Mostly I have a roundball loaded over 70 grains of powder in one of my roundball guns. Why? Because I shoot them all year. I go to gatherings where I shoot them in crazy ways that require that I know my gun and the load forwards, backwards, and sideways! I simply know pretty much exactly where the ball is going to hit on most shots when the gun goes off. That is more important on deer than what hits them. Even a 385 expanded to the size of a quarter is not a sure kill and retrieve bullet if it does not hit where you wanted it to.
Round ball is more pleasant to shoot because of the recoil. Round ball is cheaper to shoot. It is all you can shoot at most gatherings. It is perfectly capable of harvesting any animal that walks this continent. Only at longer ranges where wind drift asnd such become critical with round ball does the conical actually have an advantage for deer sized game in the killing department. I can't say about the larger critters because I don't have the experience to say.
 
I've got both 54 call REAL molds, and though I've shot them lots, I've never got around to sticking game with them.

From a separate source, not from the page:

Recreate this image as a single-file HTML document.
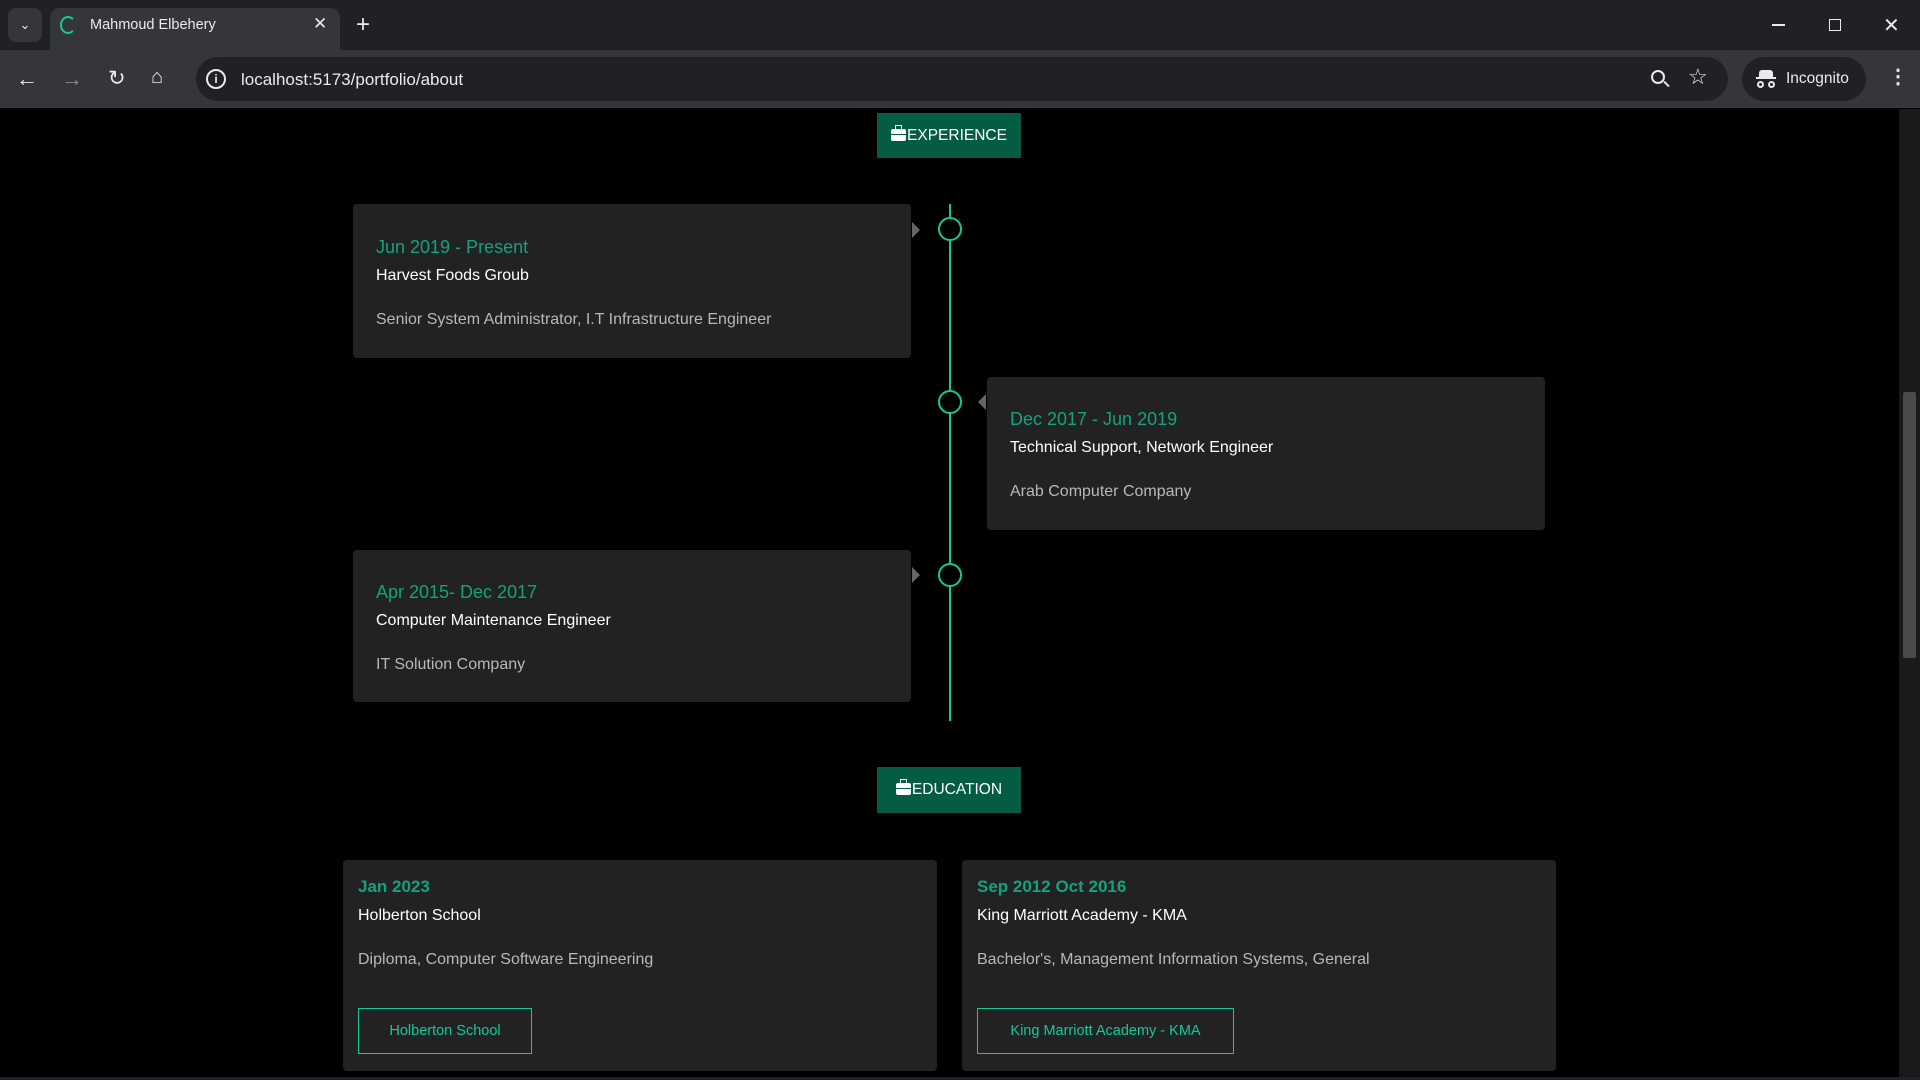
<!DOCTYPE html>
<html><head><meta charset="utf-8"><style>
*{margin:0;padding:0;box-sizing:border-box}
body{width:1920px;height:1080px;background:#000;font-family:"Liberation Sans",sans-serif;position:relative;overflow:hidden}
.abs{position:absolute}
.tabbar{left:0;top:0;width:1920px;height:50px;background:#202124}
.toolbar{left:0;top:50px;width:1920px;height:58px;background:#35363a;border-bottom:1px solid #3c3c3c}
.tab{left:50px;top:8px;width:290px;height:42px;background:#35363a;border-radius:10px 10px 0 0}
.url{left:196px;top:57px;width:1532px;height:44px;background:#202124;border-radius:22px}
.inc{left:1742px;top:57px;width:124px;height:44px;background:#202124;border-radius:22px}
.t{color:#e8eaed;font-size:15px}
.card{background:#222;border-radius:4px}
.date{color:#12a37e;font-size:18px}
.title{color:#fff;font-size:16px}
.desc{color:#b8b8b8;font-size:16px}
.btn{background:#045c45;color:#fff;font-size:15.5px;display:flex;align-items:center;justify-content:center}
.bc{display:inline-block;width:15px;height:12px;background:#fff;border-radius:2px;position:relative;margin-right:1px;top:-1px}
.bc:before{content:"";position:absolute;left:4px;top:-4px;width:5px;height:3px;border:1.5px solid #fff;border-bottom:none}
.bc:after{content:"";position:absolute;left:0;top:5px;width:15px;height:1px;background:#045c45}
.circle{width:24px;height:24px;border:2px solid #12c99a;border-radius:50%;background:#000}
</style></head><body>
<div class="abs tabbar"></div>
<div class="abs" style="left:8px;top:8px;width:34px;height:34px;background:#35363a;border-radius:8px;color:#e8eaed;font-size:13px;text-align:center;line-height:34px">&#8964;</div>
<div class="abs tab"></div>
<div class="abs" style="left:60px;top:16px;width:16px;height:18px;border:2px solid #12c99a;border-radius:50%;border-right-color:transparent"></div>
<div class="abs t" style="left:90px;top:17px;font-size:14.5px">Mahmoud Elbehery</div>
<div class="abs t" style="left:313px;top:14px;font-size:17px">✕</div>
<div class="abs t" style="left:356px;top:11px;font-size:24px">+</div>
<div class="abs" style="left:1772px;top:24px;width:13px;height:1.5px;background:#e8eaed"></div>
<div class="abs" style="left:1829px;top:19px;width:12px;height:12px;border:1.5px solid #e8eaed"></div>
<div class="abs t" style="left:1883px;top:13px;font-size:20px">✕</div>
<div class="abs toolbar"></div>
<div class="abs t" style="left:16px;top:66px;font-size:22px">←</div>
<div class="abs t" style="left:61px;top:66px;font-size:22px;color:#8a8b8d">→</div>
<div class="abs t" style="left:108px;top:66px;font-size:21px">↻</div>
<div class="abs t" style="left:151px;top:66px;font-size:20px">⌂</div>
<div class="abs url"></div>
<div class="abs" style="left:206px;top:69px;width:20px;height:20px;border:2px solid #e8eaed;border-radius:50%;color:#e8eaed;font-size:12px;text-align:center;line-height:16px;font-weight:bold">i</div>
<div class="abs t" style="left:241px;top:70px;font-size:17px">localhost:5173/portfolio/about</div>
<div class="abs" style="left:1651px;top:70px;width:14px;height:14px;border:2px solid #e8eaed;border-radius:50%"></div>
<div class="abs" style="left:1663px;top:83px;width:7px;height:2px;background:#e8eaed;transform:rotate(45deg)"></div>
<div class="abs t" style="left:1688px;top:64px;font-size:22px">☆</div>
<div class="abs inc"></div>
<div class="abs" style="left:1759px;top:70px;width:14px;height:7px;background:#e8eaed;border-radius:3px 3px 0 0"></div>
<div class="abs" style="left:1756px;top:77px;width:20px;height:2px;background:#e8eaed"></div>
<div class="abs" style="left:1757px;top:81px;width:7px;height:7px;border:2px solid #e8eaed;border-radius:50%"></div>
<div class="abs" style="left:1768px;top:81px;width:7px;height:7px;border:2px solid #e8eaed;border-radius:50%"></div>
<div class="abs t" style="left:1786px;top:70px;font-size:15.5px">Incognito</div>
<div class="abs t" style="left:1888px;top:64px;font-size:20px;font-weight:bold">⋮</div>

<div class="abs" style="left:1899px;top:109px;width:21px;height:971px;background:#1a1a1a"></div>
<div class="abs" style="left:1903px;top:392px;width:13px;height:266px;background:#4a4a4a;border-radius:2px"></div>

<div class="abs btn" style="left:877px;top:113px;width:144px;height:45px"><span class="bc"></span>EXPERIENCE</div>
<div class="abs" style="left:949px;top:204px;width:2px;height:517px;background:#12c99a"></div>

<div class="abs card" style="left:353px;top:204px;width:558px;height:154px"></div>
<div class="abs date" style="left:376px;top:237px">Jun 2019 - Present</div>
<div class="abs title" style="left:376px;top:267px">Harvest Foods Groub</div>
<div class="abs desc" style="left:376px;top:311px">Senior System Administrator, I.T Infrastructure Engineer</div>
<div class="abs" style="left:912px;top:222px;border-left:8px solid #666;border-top:8px solid transparent;border-bottom:8px solid transparent"></div>
<div class="abs circle" style="left:938px;top:217px"></div>

<div class="abs card" style="left:987px;top:377px;width:558px;height:153px"></div>
<div class="abs date" style="left:1010px;top:409px">Dec 2017 - Jun 2019</div>
<div class="abs title" style="left:1010px;top:439px">Technical Support, Network Engineer</div>
<div class="abs desc" style="left:1010px;top:483px">Arab Computer Company</div>
<div class="abs" style="left:978px;top:394px;border-right:8px solid #666;border-top:8px solid transparent;border-bottom:8px solid transparent"></div>
<div class="abs circle" style="left:938px;top:390px"></div>

<div class="abs card" style="left:353px;top:550px;width:558px;height:152px"></div>
<div class="abs date" style="left:376px;top:582px">Apr 2015- Dec 2017</div>
<div class="abs title" style="left:376px;top:612px">Computer Maintenance Engineer</div>
<div class="abs desc" style="left:376px;top:656px">IT Solution Company</div>
<div class="abs" style="left:912px;top:567px;border-left:8px solid #666;border-top:8px solid transparent;border-bottom:8px solid transparent"></div>
<div class="abs circle" style="left:938px;top:563px"></div>

<div class="abs btn" style="left:877px;top:767px;width:144px;height:46px"><span class="bc"></span>EDUCATION</div>

<div class="abs card" style="left:343px;top:860px;width:594px;height:211px"></div>
<div class="abs date" style="left:358px;top:877px;font-weight:bold;font-size:17px">Jan 2023</div>
<div class="abs title" style="left:358px;top:907px">Holberton School</div>
<div class="abs desc" style="left:358px;top:951px">Diploma, Computer Software Engineering</div>
<div class="abs" style="left:358px;top:1008px;width:174px;height:46px;border:1.5px solid #12c99a;color:#12c99a;font-size:14.5px;display:flex;align-items:center;justify-content:center">Holberton School</div>

<div class="abs card" style="left:962px;top:860px;width:594px;height:211px"></div>
<div class="abs date" style="left:977px;top:877px;font-weight:bold;font-size:17px">Sep 2012 Oct 2016</div>
<div class="abs title" style="left:977px;top:907px">King Marriott Academy - KMA</div>
<div class="abs desc" style="left:977px;top:951px">Bachelor's, Management Information Systems, General</div>
<div class="abs" style="left:977px;top:1008px;width:257px;height:46px;border:1.5px solid #12c99a;color:#12c99a;font-size:14.5px;display:flex;align-items:center;justify-content:center">King Marriott Academy - KMA</div>
<div class="abs" style="left:0;top:1077px;width:1920px;height:3px;background:#202124"></div>
</body></html>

Accuracy-wise they seem a little "fiddly" to me. With a good clean pour, uniform lube application, and a lubed felt wad under them, accuracy is generally very good. But visual inspection is not enough. I have to weigh each to be sure there's not some hidden void. Lead temp and pour method seem pretty critical, as it's sometimes hard to get all those little grooves to fill cleanly. My problem and probably no one elses, but I'm shooting them and not anyone else.

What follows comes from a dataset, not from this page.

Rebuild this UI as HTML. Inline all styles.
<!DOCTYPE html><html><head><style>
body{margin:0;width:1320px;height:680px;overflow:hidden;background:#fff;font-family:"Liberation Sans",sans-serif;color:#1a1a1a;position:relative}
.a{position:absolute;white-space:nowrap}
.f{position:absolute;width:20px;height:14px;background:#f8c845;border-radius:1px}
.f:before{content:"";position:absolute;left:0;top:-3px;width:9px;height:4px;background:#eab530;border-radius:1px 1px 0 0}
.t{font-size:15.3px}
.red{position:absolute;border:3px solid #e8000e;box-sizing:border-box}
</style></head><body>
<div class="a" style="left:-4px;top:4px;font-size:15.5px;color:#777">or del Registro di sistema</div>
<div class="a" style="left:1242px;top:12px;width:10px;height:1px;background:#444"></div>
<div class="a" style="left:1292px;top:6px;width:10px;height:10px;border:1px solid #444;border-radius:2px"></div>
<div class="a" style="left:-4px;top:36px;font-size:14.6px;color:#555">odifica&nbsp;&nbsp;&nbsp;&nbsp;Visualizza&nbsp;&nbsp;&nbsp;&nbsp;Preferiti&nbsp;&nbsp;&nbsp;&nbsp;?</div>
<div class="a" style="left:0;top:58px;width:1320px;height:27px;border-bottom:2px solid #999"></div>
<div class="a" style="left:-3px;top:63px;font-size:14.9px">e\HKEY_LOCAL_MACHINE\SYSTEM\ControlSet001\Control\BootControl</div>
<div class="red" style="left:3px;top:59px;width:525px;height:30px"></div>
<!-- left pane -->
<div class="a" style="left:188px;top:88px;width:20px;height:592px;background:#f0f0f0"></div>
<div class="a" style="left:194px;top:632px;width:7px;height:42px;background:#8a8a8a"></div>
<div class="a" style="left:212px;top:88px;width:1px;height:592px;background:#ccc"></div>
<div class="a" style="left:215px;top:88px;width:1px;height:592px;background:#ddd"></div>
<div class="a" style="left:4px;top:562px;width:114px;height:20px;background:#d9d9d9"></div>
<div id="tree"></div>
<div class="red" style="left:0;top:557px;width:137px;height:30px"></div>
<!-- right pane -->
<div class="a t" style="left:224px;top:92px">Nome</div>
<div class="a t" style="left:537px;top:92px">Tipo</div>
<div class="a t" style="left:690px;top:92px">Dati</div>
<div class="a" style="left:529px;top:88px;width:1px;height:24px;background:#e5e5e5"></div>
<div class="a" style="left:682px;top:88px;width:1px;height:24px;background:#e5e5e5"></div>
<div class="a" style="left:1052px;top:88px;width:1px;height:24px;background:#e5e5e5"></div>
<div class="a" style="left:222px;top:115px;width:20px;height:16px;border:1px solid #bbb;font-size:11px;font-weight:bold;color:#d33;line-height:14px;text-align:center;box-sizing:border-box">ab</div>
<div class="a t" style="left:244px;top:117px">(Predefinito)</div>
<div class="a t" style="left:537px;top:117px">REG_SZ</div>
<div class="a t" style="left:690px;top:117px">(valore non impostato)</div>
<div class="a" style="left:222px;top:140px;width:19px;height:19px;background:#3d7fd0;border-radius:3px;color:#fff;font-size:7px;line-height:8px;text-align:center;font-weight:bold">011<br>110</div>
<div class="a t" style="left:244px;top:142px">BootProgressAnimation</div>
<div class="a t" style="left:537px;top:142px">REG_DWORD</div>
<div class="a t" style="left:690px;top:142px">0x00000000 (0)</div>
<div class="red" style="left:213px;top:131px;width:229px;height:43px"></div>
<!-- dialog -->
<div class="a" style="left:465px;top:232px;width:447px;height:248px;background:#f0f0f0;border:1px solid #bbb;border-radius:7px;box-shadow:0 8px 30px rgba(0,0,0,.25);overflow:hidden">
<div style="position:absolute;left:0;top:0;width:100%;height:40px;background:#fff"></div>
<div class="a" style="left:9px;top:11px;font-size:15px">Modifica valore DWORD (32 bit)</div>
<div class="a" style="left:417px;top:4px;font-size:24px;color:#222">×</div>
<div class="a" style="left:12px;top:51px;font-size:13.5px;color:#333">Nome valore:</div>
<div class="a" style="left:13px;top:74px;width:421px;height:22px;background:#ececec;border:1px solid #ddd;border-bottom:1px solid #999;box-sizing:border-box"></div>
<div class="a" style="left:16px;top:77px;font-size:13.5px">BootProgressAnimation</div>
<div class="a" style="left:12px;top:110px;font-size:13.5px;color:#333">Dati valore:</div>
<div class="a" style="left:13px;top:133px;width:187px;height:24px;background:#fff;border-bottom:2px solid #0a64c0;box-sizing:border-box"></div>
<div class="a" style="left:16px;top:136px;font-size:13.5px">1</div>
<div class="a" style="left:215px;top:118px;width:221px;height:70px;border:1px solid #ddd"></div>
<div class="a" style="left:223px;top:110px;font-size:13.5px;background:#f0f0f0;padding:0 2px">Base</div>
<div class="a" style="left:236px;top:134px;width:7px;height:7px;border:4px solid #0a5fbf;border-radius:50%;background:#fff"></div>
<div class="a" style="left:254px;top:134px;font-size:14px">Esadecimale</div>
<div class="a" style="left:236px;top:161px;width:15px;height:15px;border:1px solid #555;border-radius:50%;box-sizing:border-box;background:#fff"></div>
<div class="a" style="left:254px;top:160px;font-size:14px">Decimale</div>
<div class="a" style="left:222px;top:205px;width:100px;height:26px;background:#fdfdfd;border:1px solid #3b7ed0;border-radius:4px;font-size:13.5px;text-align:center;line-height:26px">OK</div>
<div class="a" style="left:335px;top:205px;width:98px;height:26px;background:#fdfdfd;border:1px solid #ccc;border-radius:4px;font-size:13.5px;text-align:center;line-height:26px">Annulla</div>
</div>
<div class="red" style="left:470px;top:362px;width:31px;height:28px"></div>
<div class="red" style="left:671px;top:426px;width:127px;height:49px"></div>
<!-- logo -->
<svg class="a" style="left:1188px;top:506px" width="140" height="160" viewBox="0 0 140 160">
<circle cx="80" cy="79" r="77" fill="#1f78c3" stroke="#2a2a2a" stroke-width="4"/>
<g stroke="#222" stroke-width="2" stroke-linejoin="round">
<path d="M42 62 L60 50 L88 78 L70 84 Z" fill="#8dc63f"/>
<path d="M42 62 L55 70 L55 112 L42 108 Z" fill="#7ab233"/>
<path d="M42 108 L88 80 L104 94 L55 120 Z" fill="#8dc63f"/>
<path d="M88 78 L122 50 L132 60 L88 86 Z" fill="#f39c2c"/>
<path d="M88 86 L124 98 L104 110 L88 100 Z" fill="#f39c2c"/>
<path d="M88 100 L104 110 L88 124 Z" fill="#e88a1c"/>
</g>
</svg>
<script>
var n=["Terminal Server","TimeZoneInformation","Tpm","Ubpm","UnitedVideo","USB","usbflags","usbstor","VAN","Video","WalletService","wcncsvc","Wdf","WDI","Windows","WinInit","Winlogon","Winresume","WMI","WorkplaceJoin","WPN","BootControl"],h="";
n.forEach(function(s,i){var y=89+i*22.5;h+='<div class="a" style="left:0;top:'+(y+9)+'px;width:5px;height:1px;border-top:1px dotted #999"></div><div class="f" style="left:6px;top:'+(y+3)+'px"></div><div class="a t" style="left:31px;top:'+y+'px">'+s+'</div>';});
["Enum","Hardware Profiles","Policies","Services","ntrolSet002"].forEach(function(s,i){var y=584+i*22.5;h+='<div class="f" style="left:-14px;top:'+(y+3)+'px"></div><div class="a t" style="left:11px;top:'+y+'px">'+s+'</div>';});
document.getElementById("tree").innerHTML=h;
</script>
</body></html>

I also found that I needed to cast them from the purest lead for best results. In another thread on the REALs (I can't find it, so you may have to search) others report good results with slight alloys. I haven't tried alloys, so I can't comment.

In contrast, my hunting pard has been casting and shooting the Lyman 548657 with much more uniform results. It's a very easy bullet to cast and it shoots like a house afire. And based upon a lot of experience with other bullets as I described in this thread here at MLF, I have a lot more faith in that bullet as a performer on large game.
 
Hey thanks for the Lyman #. I've been looking for that mold. I'll try out my Real first and some Great plains bullets I've already had. If the Great Plains works I'll see if the Lyman is the way to go since they seem be be similar. :thumbsup:

Checking my box of Hornady Great Plains in .54 I noticed that is has a hollow base and point. It's also 390 grns. :hmm:
 
I have a 385 here somewhere that has been thru one side of a rib cage, the diaphram, paunch, and liver. It was fired over 100 grains of P at about 85 to 90 yards. I witnessed the shot, trailed the animal, and recovered the slug myself.

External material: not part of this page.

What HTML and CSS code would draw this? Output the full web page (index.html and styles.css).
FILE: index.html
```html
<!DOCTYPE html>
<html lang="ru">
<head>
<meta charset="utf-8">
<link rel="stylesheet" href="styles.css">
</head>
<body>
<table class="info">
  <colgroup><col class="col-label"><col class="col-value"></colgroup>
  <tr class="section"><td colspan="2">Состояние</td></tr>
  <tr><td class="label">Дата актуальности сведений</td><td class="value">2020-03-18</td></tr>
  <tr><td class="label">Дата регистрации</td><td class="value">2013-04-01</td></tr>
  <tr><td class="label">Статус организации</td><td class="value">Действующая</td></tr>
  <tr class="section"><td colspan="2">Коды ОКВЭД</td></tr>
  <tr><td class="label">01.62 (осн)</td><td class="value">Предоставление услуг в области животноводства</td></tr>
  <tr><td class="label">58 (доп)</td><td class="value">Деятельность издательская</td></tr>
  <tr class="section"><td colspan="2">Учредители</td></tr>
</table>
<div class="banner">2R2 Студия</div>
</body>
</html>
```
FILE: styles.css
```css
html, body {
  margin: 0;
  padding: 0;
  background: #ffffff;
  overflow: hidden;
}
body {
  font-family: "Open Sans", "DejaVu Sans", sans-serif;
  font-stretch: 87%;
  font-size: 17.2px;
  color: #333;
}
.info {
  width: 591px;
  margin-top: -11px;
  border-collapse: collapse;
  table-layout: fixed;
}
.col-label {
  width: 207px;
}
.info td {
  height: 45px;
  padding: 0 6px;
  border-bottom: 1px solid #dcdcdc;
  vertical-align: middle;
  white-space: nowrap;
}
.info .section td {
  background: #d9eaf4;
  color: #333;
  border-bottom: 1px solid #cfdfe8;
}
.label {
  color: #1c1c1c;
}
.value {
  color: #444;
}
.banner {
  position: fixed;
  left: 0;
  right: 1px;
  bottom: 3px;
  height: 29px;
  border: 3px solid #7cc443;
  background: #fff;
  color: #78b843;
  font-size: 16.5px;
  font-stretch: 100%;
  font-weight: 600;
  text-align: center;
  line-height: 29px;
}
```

I hit a mulie buck in a near identical shot with a maxi ball over 90 grains of ff. The deer was about thirty yards away and facing me at a 1/4 angle. My shot was a bit far back in the rib cage and the bullet took out one lung and the liver. The deer simply walked away and kept walking for several hundred yards. I followed, tracking by sight and expecting the deer to drop. It moved so slowly that I did not deem a second shot to be needed. The deer finally laid down but was far from dead when I came up behind and administered the coup de grace to the back of the neck.

What I described above and what you described above seem to be very similar. The main thing they have in common is that they were both poor hits. A liver hit is not a fast killer and getting only one lung will not cause the loss of blood pressure needed. If there is enough shock in the hit to the single lung, it will coagulate quickly leaving the animal with one good lung and a functioning circulatory system.

Many animals that I've double lunged with various projectiles including modern rifle bullets, round balls and conicals and with complete pass throughs did not leave any blood trail to speak of. However, the lungs were taken out and when the lungs collapse there is enough room in the chest cavity to hold every drop of the animals blood. I have observed this very thing on a number of deer and elk with double lung hits.